From the earliest days of his storied engineering career, Edward Lobnitz has been using his positive spirit and good-natured charm to motivate himself and others to do great things and give back. That is the overriding sentiment expressed by numerous sources contacted by ENR Southeast for this profile about this year’s Legacy Award winner.

The “L” of Orlando-based engineering firm TLC Engineering for Architecture—formerly Tilden, Lobnitz, Cooper—the now-retired electrical engineer left a lasting impact on the firm he helped lead, on the Florida engineering industry and on the recipients of various charitable missions he’s undertaken. Over the course of his 40-plus-year career, Lobnitz not only established TLC’s engineering department, shortly after joining the firm in 1967, but went on to achieve a leadership role in the field of lightning protection and designed systems for both complex buildings and award-winning bridges.

Nominator Cheryl Maze, now a TLC principal, formerly worked for FIGG, the Tallahassee, Fla.-based bridge engineering firm.  “When I was at FIGG, I recall Gene Figg saying that Ed literally wrote the book on lightning protection,” says Maze.

Michael Sheerin, CEO of TLC, assisted ENR Southeast in presenting this year’s Legacy Award to Lobnitz. Speaking at the November awards event in Orlando, Sheerin stated: “It is impossible to summarize the profound impact of this man on me, TLC and the world. He inspired people by his example, whether you worked for him or not.”

Noting Lobnitz’s generosity of spirit and his desire to always be of “extreme service” to clients, Sheerin added, “He will always be, to me, the heart of TLC.”

One of the biggest impacts from Lobnitz’s career involves the creation of the state of Florida’s codes and specifications for health care construction. During the early 1970s, Lobnitz estimates, he became an early influencer and thought leader on this topic as he and other like-minded individuals became intricately involved in the establishment of the state entity now known as the Agency for Health Care Administration (AHCA).

“Most of the other states didn’t have an approval process” for health care projects, he recalls. “They just looked at the drawings and let people do whatever they wanted to do …. But in Florida, we wanted the get the process working better.”

Through a contract with the state—AHCA hadn’t been created yet—the group went about establishing a review process for drawings and construction, and took the step of working in the field to ensure codes were met.

Lobnitz’s legacy continues to live on.


‘The Engineer With a Heart’

By all accounts, Lobnitz has inspired numerous people over the years.
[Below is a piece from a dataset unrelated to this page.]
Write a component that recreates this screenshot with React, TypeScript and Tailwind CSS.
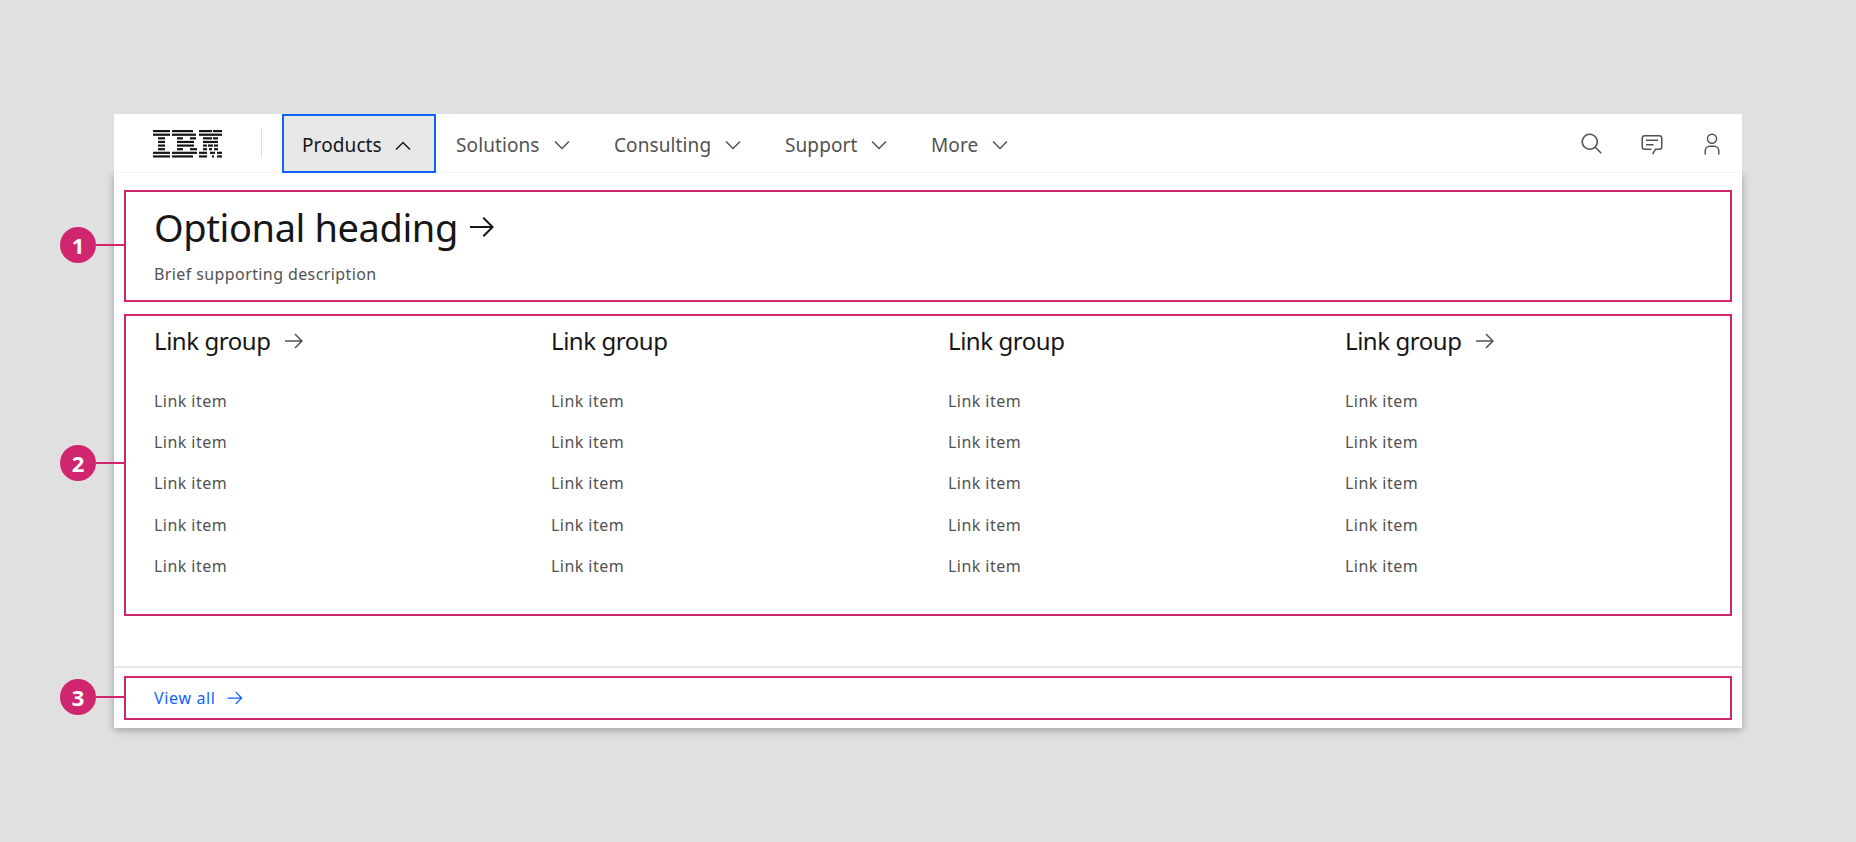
import type { ReactNode } from "react";

const arrowRight = "M18 6 16.57 7.393 24.15 15 4 15 4 17 24.15 17 16.57 24.573 18 26 28 16 18 6z";
const chevronDown = "M16 22 6 12 7.4 10.6 16 19.2 24.6 10.6 26 12z";
const chevronUp = "M16 10 26 20 24.6 21.4 16 12.8 7.4 21.4 6 20z";

function Icon({ d, className, children }: { d?: string; className?: string; children?: ReactNode }) {
  return (
    <svg viewBox="0 0 32 32" fill="currentColor" className={className}>
      {d && <path d={d} />}
      {children}
    </svg>
  );
}

// 8-bar logo, [x, width] per stripe
const logoRows: number[][][] = [
  [[0, 17], [19, 21], [46, 13], [60, 9]],
  [[0, 17], [19, 24], [46, 14], [59, 10]],
  [[5, 7], [24, 6], [37, 6], [50, 9], [60, 5]],
  [[5, 7], [24, 17], [50, 15]],
  [[5, 7], [24, 17], [50, 4], [55, 5], [61, 4]],
  [[5, 7], [24, 6], [37, 7], [50, 4], [56, 3], [61, 4]],
  [[0, 17], [19, 25], [46, 8], [57, 5], [64, 5]],
  [[0, 17], [19, 21], [46, 8], [59, 2], [64, 5]],
];

function IbmLogo() {
  return (
    <svg viewBox="0 0 69 28" className="w-[69px] h-[28px] text-[#161616]" fill="currentColor">
      {logoRows.map((row, i) =>
        row.map(([x, w]) => <rect key={`${i}-${x}`} x={x} y={i * 3.62} width={w} height={2.2} />)
      )}
    </svg>
  );
}

const navItems = [
  { label: "Solutions", width: "w-[158px]" },
  { label: "Consulting", width: "w-[171px]" },
  { label: "Support", width: "w-[146px]" },
  { label: "More", width: "w-[130px]" },
];

const groups = [
  { hasArrow: true, width: "w-[397px]" },
  { hasArrow: false, width: "w-[397px]" },
  { hasArrow: false, width: "w-[397px]" },
  { hasArrow: true, width: "w-[300px]" },
];

const items = ["Link item", "Link item", "Link item", "Link item", "Link item"];

function Badge({ n, className }: { n: number; className: string }) {
  return (
    <div className={`absolute left-[60px] flex items-center ${className}`}>
      <div className="w-9 h-9 rounded-full bg-[#d02670] text-white font-bold text-[22px] flex items-center justify-center">
        {n}
      </div>
      <div className="w-[28px] h-[2px] bg-[#d02670]" />
    </div>
  );
}

export default function App() {
  return (
    <div className="relative min-h-screen bg-[#e0e0e0] pt-[114px] pl-[114px] font-['Noto_Sans',sans-serif] overflow-hidden">
      <Badge n={1} className="top-[227px]" />
      <Badge n={2} className="top-[445px]" />
      <Badge n={3} className="top-[679px]" />

      <div className="w-[1628px]">
        {/* Header */}
        <div className="relative z-10 h-[59px] bg-white border-b border-[#f4f4f4] flex items-stretch">
          <div className="w-[39px]" />
          <div className="pt-[2px] flex items-center">
            <IbmLogo />
          </div>
          <div className="w-[60px] pl-[39px] flex items-center">
            <div className="w-px h-[30px] bg-[#e0e0e0]" />
          </div>
          <div className="relative -mb-px w-[154px] h-[59px] pl-[18px] pt-[4px] border-2 border-[#0f62fe] bg-[#e8e8e8] text-[#161616] flex items-center">
            <span className="text-[19px] tracking-[0.1px] w-[89px]">Products</span>
            <Icon d={chevronUp} className="w-6 h-6" />
          </div>
          {navItems.map((item) => (
            <div key={item.label} className={`${item.width} pl-5 pt-[4px] flex items-center text-[#525252]`}>
              <span className="text-[19px] tracking-[0.1px]">{item.label}</span>
              <Icon d={chevronDown} className="w-6 h-6 ml-[10px]" />
            </div>
          ))}
          <div className="ml-auto pt-[1px] flex items-stretch text-[#525252]">
            <div className="w-[60px] flex items-center justify-center">
              <Icon d="M29,27.5859l-7.5521-7.5521a11.0177,11.0177,0,1,0-1.4141,1.4141L27.5859,29ZM4,13a9,9,0,1,1,9,9A9.01,9.01,0,0,1,4,13Z" className="w-6 h-6" />
            </div>
            <div className="w-[60px] flex items-center justify-center">
              <Icon d="M17.74,30,16,29l4-7h6a2,2,0,0,0,2-2V8a2,2,0,0,0-2-2H6A2,2,0,0,0,4,8V20a2,2,0,0,0,2,2h9v2H6a4,4,0,0,1-4-4V8A4,4,0,0,1,6,4H26a4,4,0,0,1,4,4V20a4,4,0,0,1-4,4H21.16Z" className="w-6 h-6">
                <rect x="8" y="10" width="16" height="2" />
                <rect x="8" y="16" width="10" height="2" />
              </Icon>
            </div>
            <div className="w-[60px] flex items-center justify-center">
              <Icon d="M16,4a5,5,0,1,1-5,5,5,5,0,0,1,5-5m0-2a7,7,0,1,0,7,7A7,7,0,0,0,16,2Z" className="w-6 h-6">
                <path d="M26,30H24V25a5,5,0,0,0-5-5H13a5,5,0,0,0-5,5v5H6V25a7,7,0,0,1,7-7h6a7,7,0,0,1,7,7Z" />
              </Icon>
            </div>
          </div>
        </div>

        {/* Panel */}
        <div className="bg-white shadow-[0_2px_8px_rgba(0,0,0,0.3)] px-[10px] pt-[17px] pb-2">
          <div className="h-[112px] border-2 border-[#d02670] pl-[28px] pt-[13px]">
            <div className="flex items-center text-[#161616]">
              <span className="text-[38px] leading-[44px] tracking-[-0.4px]">Optional heading</span>
              <Icon d={arrowRight} className="w-8 h-8 ml-[8px]" />
            </div>
            <p className="mt-[13px] text-[16px] leading-[24px] tracking-[0.4px] text-[#525252]">Brief supporting description</p>
          </div>

          <div className="mt-3 h-[302px] border-2 border-[#d02670] pl-[28px] pt-[9px] flex">
            {groups.map((group, i) => (
              <div key={i} className={group.width}>
                <div className="h-[32px] flex items-center text-[#161616]">
                  <span className="text-[24px] tracking-[-0.45px]">Link group</span>
                  {group.hasArrow && <Icon d={arrowRight} className="w-6 h-6 ml-3 text-[#525252]" />}
                </div>
                <ul className="mt-[23px]">
                  {items.map((item, j) => (
                    <li key={j} className="h-[41.4px] flex items-center text-[16px] tracking-[0.45px] text-[#525252]">
                      {item}
                    </li>
                  ))}
                </ul>
              </div>
            ))}
          </div>

          <div className="-mx-[10px] mt-[50px] h-[2px] bg-[#e8e8e8]" />

          <div className="mt-2 h-[44px] border-2 border-[#d02670] pl-[28px] flex items-center text-[#0f62fe]">
            <span className="text-[16px] tracking-[0.65px]">View all</span>
            <Icon d={arrowRight} className="w-5 h-5 ml-[9px]" />
          </div>
        </div>
      </div>
    </div>
  );
}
Count among those Jacob Nagib, director of planning, engineering and construction at Halifax Medical Center, Daytona Beach, Fla.. Formerly an engineer at TLC, Nagib worked closely with Lobnitz on roughly 40 health care projects, he estimates.

“Ed is a great human being, and everything he does, he does it with his heart,” Nagib says. “He’s an engineer, but he never forgets the human part of his work. When he does a health care project, he thinks of the patient: ‘What if I’m the one in that bed or on that operating table?’ This is predominantly Ed’s mind-set.”
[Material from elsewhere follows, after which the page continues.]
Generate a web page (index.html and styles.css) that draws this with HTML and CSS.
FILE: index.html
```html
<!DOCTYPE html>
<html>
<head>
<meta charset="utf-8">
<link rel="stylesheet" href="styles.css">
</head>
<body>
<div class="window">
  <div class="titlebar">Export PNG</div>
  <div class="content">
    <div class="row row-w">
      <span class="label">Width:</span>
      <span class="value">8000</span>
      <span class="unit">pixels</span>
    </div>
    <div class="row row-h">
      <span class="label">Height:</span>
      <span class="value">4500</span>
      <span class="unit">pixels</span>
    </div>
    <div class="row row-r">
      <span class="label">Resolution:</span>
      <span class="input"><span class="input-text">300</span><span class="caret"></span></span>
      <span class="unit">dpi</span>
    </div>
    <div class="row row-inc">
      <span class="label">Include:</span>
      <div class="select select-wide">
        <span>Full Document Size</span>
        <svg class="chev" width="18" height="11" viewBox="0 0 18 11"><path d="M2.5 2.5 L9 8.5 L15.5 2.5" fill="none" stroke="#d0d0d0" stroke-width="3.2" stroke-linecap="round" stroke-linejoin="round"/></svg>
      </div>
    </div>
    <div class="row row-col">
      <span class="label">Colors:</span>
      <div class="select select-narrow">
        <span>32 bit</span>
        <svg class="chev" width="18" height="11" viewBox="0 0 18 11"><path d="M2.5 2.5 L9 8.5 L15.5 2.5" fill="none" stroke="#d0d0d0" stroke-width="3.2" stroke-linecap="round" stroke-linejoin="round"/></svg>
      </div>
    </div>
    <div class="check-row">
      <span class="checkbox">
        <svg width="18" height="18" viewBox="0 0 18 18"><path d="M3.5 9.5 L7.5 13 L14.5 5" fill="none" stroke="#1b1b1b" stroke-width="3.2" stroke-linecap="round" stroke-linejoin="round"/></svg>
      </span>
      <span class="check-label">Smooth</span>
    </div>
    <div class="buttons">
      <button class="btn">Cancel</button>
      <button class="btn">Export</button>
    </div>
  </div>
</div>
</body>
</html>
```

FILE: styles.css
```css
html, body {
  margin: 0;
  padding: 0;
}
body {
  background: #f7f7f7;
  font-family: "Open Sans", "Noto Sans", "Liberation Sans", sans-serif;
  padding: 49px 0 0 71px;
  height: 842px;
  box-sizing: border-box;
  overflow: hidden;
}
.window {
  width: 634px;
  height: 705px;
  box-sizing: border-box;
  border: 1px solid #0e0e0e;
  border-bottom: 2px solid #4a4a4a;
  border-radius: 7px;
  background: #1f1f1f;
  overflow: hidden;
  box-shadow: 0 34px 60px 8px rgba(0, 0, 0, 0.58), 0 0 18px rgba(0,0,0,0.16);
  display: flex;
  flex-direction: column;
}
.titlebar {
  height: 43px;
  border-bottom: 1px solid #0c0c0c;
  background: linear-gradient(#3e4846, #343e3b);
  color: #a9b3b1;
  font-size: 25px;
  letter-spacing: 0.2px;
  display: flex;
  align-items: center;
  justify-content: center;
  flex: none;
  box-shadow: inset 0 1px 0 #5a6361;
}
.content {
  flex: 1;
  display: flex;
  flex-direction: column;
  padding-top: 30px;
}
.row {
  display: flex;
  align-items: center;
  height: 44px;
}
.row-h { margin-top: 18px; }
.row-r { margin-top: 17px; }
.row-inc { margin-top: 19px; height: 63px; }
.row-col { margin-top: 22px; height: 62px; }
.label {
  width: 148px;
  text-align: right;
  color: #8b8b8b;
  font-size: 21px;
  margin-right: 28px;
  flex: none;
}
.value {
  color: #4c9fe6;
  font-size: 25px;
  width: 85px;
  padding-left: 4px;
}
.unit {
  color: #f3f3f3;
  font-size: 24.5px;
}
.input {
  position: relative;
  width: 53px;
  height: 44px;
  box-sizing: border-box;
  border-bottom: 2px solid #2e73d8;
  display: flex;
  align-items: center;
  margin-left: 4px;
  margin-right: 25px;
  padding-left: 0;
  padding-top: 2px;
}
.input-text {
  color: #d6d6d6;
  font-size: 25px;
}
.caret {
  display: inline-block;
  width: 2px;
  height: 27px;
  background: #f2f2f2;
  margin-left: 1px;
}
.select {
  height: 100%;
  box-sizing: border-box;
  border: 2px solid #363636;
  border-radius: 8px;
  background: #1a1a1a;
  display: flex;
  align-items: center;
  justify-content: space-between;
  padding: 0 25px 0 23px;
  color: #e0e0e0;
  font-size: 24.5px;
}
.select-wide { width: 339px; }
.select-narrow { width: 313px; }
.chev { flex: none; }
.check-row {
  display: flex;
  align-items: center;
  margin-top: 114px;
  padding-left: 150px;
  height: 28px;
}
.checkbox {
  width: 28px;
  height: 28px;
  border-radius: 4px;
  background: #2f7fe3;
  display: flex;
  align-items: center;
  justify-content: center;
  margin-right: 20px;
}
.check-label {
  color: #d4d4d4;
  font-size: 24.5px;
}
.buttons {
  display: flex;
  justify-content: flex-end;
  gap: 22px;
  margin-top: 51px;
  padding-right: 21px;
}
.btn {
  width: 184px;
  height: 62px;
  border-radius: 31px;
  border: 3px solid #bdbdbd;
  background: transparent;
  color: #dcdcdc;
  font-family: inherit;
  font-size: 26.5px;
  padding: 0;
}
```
Adds Nagib: “You really have to work closely with him to understand how caring and loving of a person he is. He’s the engineer with a heart.”

Calling Lobnitz a highly detailed “genius,” Nagib credits him for being a “big, big factor” in creating AHCA. Also noting that Lobnitz “put me under his wings” at TLC, Nagib credits his former mentor with helping him attain the position he holds today overseeing a major health care organization’s engineering and construction.

“I really can’t say I did that all by myself,” Nagib says. “He made me so interested in this work because I worked next to him.”

Since his retirement more than 10 years ago, Lobnitz has been able to increase his participation in Engineering Ministries International, or EMI. The group, which undertakes projects for ministry groups around the world, remains a big part of his life, he says.

“I can’t imagine not being a part of their ministry!” Lobnitz told ENR Southeast.

In fact, it was Lobnitz who brought EMI to the attention of a former TLC engineer, Kevin Keiter, who now works full-time as a project leader and mechanical engineer with the group.

“I knew of his involvement in EMI” while at TLC, Keiter says. “And I don’t know when I would’ve learned about it, if ever, if it had not been for Ed, because of his volunteering. I think a lot of him as a man.”

Regarding his leadership at TLC, Keiter echoed the comments of others, noting, “He was just a tremendous part of TLC’s culture overall, not just the projects. I always appreciated that about him.”

For all of these career accomplishments, and for the spirit of service he embodies, ENR Southeast is pleased to recognize Edward Lobnitz as this year’s Legacy Award winner.